Most of the detail in this image is done by displacing the point density’s coordinates with noise textures. The voxel resolution is actually only 100 for the whole thing.
You combine the texture coordinates with a noise texture using the “linear light” blend mode.
It’s important to use the color of the noise and not the fac, because each color of the noise controls the displacement on one axis (red=x, green=y, blue=z), so if you plug a grayscale value, all 3 axes would get displaced at the same time and the displacement would all be on a single diagonal.
If you wanted to displace one axis but not the others, you would have to replace the unwanted colors with a 0.5 value. This can be done with an rgb curves node (here flattening the z/blue axis so it’s not displaced).
I accidentally noticed that my method with curve displacement works but only if “Persistent Data” is unchecked. Is there a way to select which data will be persistent during render and which not? I actually prefer this method with curve desplacement, because it gives you an ability to see how curve will behave during animation, without rendering it. But I don’t want to increase render time by disabling “Persistent Data”.

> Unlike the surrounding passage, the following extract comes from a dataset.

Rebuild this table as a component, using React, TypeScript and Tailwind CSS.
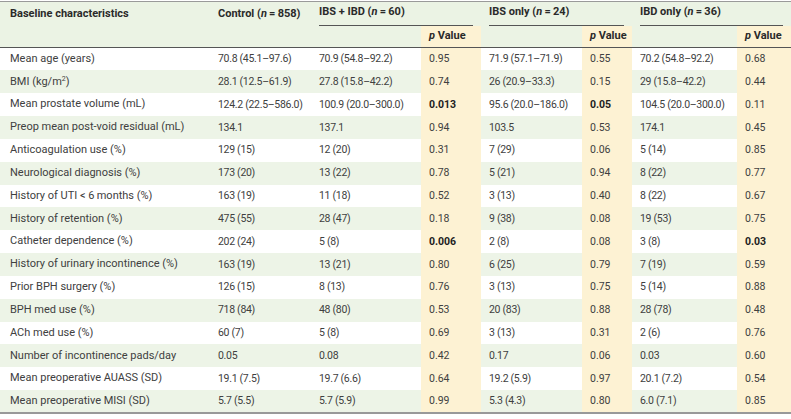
import React from 'react'

type Row = {
  label: React.ReactNode
  control: string
  both: string
  pBoth: string
  ibs: string
  pIbs: string
  ibd: string
  pIbd: string
  bold?: ('pBoth' | 'pIbs' | 'pIbd')[]
}

const rows: Row[] = [
  { label: 'Mean age (years)', control: '70.8 (45.1–97.6)', both: '70.9 (54.8–92.2)', pBoth: '0.95', ibs: '71.9 (57.1–71.9)', pIbs: '0.55', ibd: '70.2 (54.8–92.2)', pIbd: '0.68' },
  { label: <>BMI (kg/m<sup className="text-[7px]">2</sup>)</>, control: '28.1 (12.5–61.9)', both: '27.8 (15.8–42.2)', pBoth: '0.74', ibs: '26 (20.9–33.3)', pIbs: '0.15', ibd: '29 (15.8–42.2)', pIbd: '0.44' },
  { label: 'Mean prostate volume (mL)', control: '124.2 (22.5–586.0)', both: '100.9 (20.0–300.0)', pBoth: '0.013', ibs: '95.6 (20.0–186.0)', pIbs: '0.05', ibd: '104.5 (20.0–300.0)', pIbd: '0.11', bold: ['pBoth', 'pIbs'] },
  { label: 'Preop mean post-void residual (mL)', control: '134.1', both: '137.1', pBoth: '0.94', ibs: '103.5', pIbs: '0.53', ibd: '174.1', pIbd: '0.45' },
  { label: 'Anticoagulation use (%)', control: '129 (15)', both: '12 (20)', pBoth: '0.31', ibs: '7 (29)', pIbs: '0.06', ibd: '5 (14)', pIbd: '0.85' },
  { label: 'Neurological diagnosis (%)', control: '173 (20)', both: '13 (22)', pBoth: '0.78', ibs: '5 (21)', pIbs: '0.94', ibd: '8 (22)', pIbd: '0.77' },
  { label: 'History of UTI < 6\u2009months (%)', control: '163 (19)', both: '11 (18)', pBoth: '0.52', ibs: '3 (13)', pIbs: '0.40', ibd: '8 (22)', pIbd: '0.67' },
  { label: 'History of retention (%)', control: '475 (55)', both: '28 (47)', pBoth: '0.18', ibs: '9 (38)', pIbs: '0.08', ibd: '19 (53)', pIbd: '0.75' },
  { label: 'Catheter dependence (%)', control: '202 (24)', both: '5 (8)', pBoth: '0.006', ibs: '2 (8)', pIbs: '0.08', ibd: '3 (8)', pIbd: '0.03', bold: ['pBoth', 'pIbd'] },
  { label: 'History of urinary incontinence (%)', control: '163 (19)', both: '13 (21)', pBoth: '0.80', ibs: '6 (25)', pIbs: '0.79', ibd: '7 (19)', pIbd: '0.59' },
  { label: 'Prior BPH surgery (%)', control: '126 (15)', both: '8 (13)', pBoth: '0.76', ibs: '3 (13)', pIbs: '0.75', ibd: '5 (14)', pIbd: '0.88' },
  { label: 'BPH med use (%)', control: '718 (84)', both: '48 (80)', pBoth: '0.53', ibs: '20 (83)', pIbs: '0.88', ibd: '28 (78)', pIbd: '0.48' },
  { label: 'ACh med use (%)', control: '60 (7)', both: '5 (8)', pBoth: '0.69', ibs: '3 (13)', pIbs: '0.31', ibd: '2 (6)', pIbd: '0.76' },
  { label: 'Number of incontinence pads/day', control: '0.05', both: '0.08', pBoth: '0.42', ibs: '0.17', pIbs: '0.06', ibd: '0.03', pIbd: '0.60' },
  { label: 'Mean preoperative AUASS (SD)', control: '19.1 (7.5)', both: '19.7 (6.6)', pBoth: '0.64', ibs: '19.2 (5.9)', pIbs: '0.97', ibd: '20.1 (7.2)', pIbd: '0.54' },
  { label: 'Mean preoperative MISI (SD)', control: '5.7 (5.5)', both: '5.7 (5.9)', pBoth: '0.99', ibs: '5.3 (4.3)', pIbs: '0.80', ibd: '6.0 (7.1)', pIbd: '0.85' },
]

const N = ({ v }: { v: string }) => (
  <>
    (<i>n</i>{'\u2009=\u2009'}{v})
  </>
)

export default function App() {
  const pCell = 'bg-[#fdf2d3] px-2 whitespace-nowrap'
  const cell = 'px-2 whitespace-nowrap tracking-[-0.3px]'

  return (
    <div className="w-[791px] h-[419px] bg-white pt-[1px] font-['Roboto',sans-serif] text-[10.5px] text-[#404040]">
      <table className="w-[791px] table-fixed border-collapse">
        <colgroup>
          <col className="w-[210px]" />
          <col className="w-[101px]" />
          <col className="w-[110px]" />
          <col className="w-[60px]" />
          <col className="w-[101px]" />
          <col className="w-[50px]" />
          <col className="w-[105px]" />
          <col className="w-[54px]" />
        </colgroup>
        <thead className="bg-[#ebf3e4] font-bold text-[11px] text-[#2a2a2a]">
          <tr className="h-[24px] border-t border-[#9a9a9a]">
            <th className="pl-[10px] pr-2 text-left align-middle whitespace-nowrap">Baseline characteristics</th>
            <th className="px-2 text-left whitespace-nowrap">Control <N v="858" /></th>
            <th colSpan={2} className="px-2 pt-[2px] text-left align-bottom whitespace-nowrap">
              <div className="border-b border-[#555] pb-[4px]">IBS + IBD <N v="60" /></div>
            </th>
            <th colSpan={2} className="px-2 pt-[2px] text-left align-bottom whitespace-nowrap">
              <div className="border-b border-[#555] pb-[4px]">IBS only <N v="24" /></div>
            </th>
            <th colSpan={2} className="px-2 pt-[2px] text-left align-bottom whitespace-nowrap">
              <div className="border-b border-[#555] pb-[4px]">IBD only <N v="36" /></div>
            </th>
          </tr>
          <tr className="h-[22px] border-b border-[#555]">
            <th />
            <th />
            <th />
            <th className={`${pCell} text-left`}><i>p</i> Value</th>
            <th />
            <th className={`${pCell} text-left`}><i>p</i> Value</th>
            <th />
            <th className={`${pCell} text-left`}><i>p</i> Value</th>
          </tr>
        </thead>
        <tbody className="border-b-2 border-[#999]">
          {rows.map((r, i) => (
            <tr key={i} className={`h-[22.85px] ${i % 2 === 1 ? 'bg-[#edf4e7]' : 'bg-white'}`}>
              <td className="pl-[10px] pr-2 whitespace-nowrap text-[11px]">{r.label}</td>
              <td className={cell}>{r.control}</td>
              <td className={cell}>{r.both}</td>
              <td className={`${pCell} ${r.bold?.includes('pBoth') ? 'font-bold text-[#222]' : ''}`}>{r.pBoth}</td>
              <td className={cell}>{r.ibs}</td>
              <td className={`${pCell} ${r.bold?.includes('pIbs') ? 'font-bold text-[#222]' : ''}`}>{r.pIbs}</td>
              <td className={cell}>{r.ibd}</td>
              <td className={`${pCell} ${r.bold?.includes('pIbd') ? 'font-bold text-[#222]' : ''}`}>{r.pIbd}</td>
            </tr>
          ))}
        </tbody>
      </table>
    </div>
  )
}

I also tried your method and for some reason, when I plug anything into vector input of Point Density node, volume just disappears. Initially I fully copied your settings, but then I tried to tweak some stuff, or just plug only Texture Coordinates node there - nothing changes, it’s just not there unless I unplug everything from Vector input of Point Density node.
Persistent data has always been a bit flawed. Not that I blame the developpers, there are just so many possible data changes in Blender. I guess this could be filed as a bug if you wanted.
Is everything truly the same? My point density material is set to world space (on the point density node). The object has all transforms applied, including location (this puts the pivot at 0,0,0). The source of the data is vertices and I am plugging the “object” coordinates into the vector.
I would first try plugging only the coordinates without the other nodes to see if they work. If you did everything correctly, plugging just the coordinates should change nothing in the volume.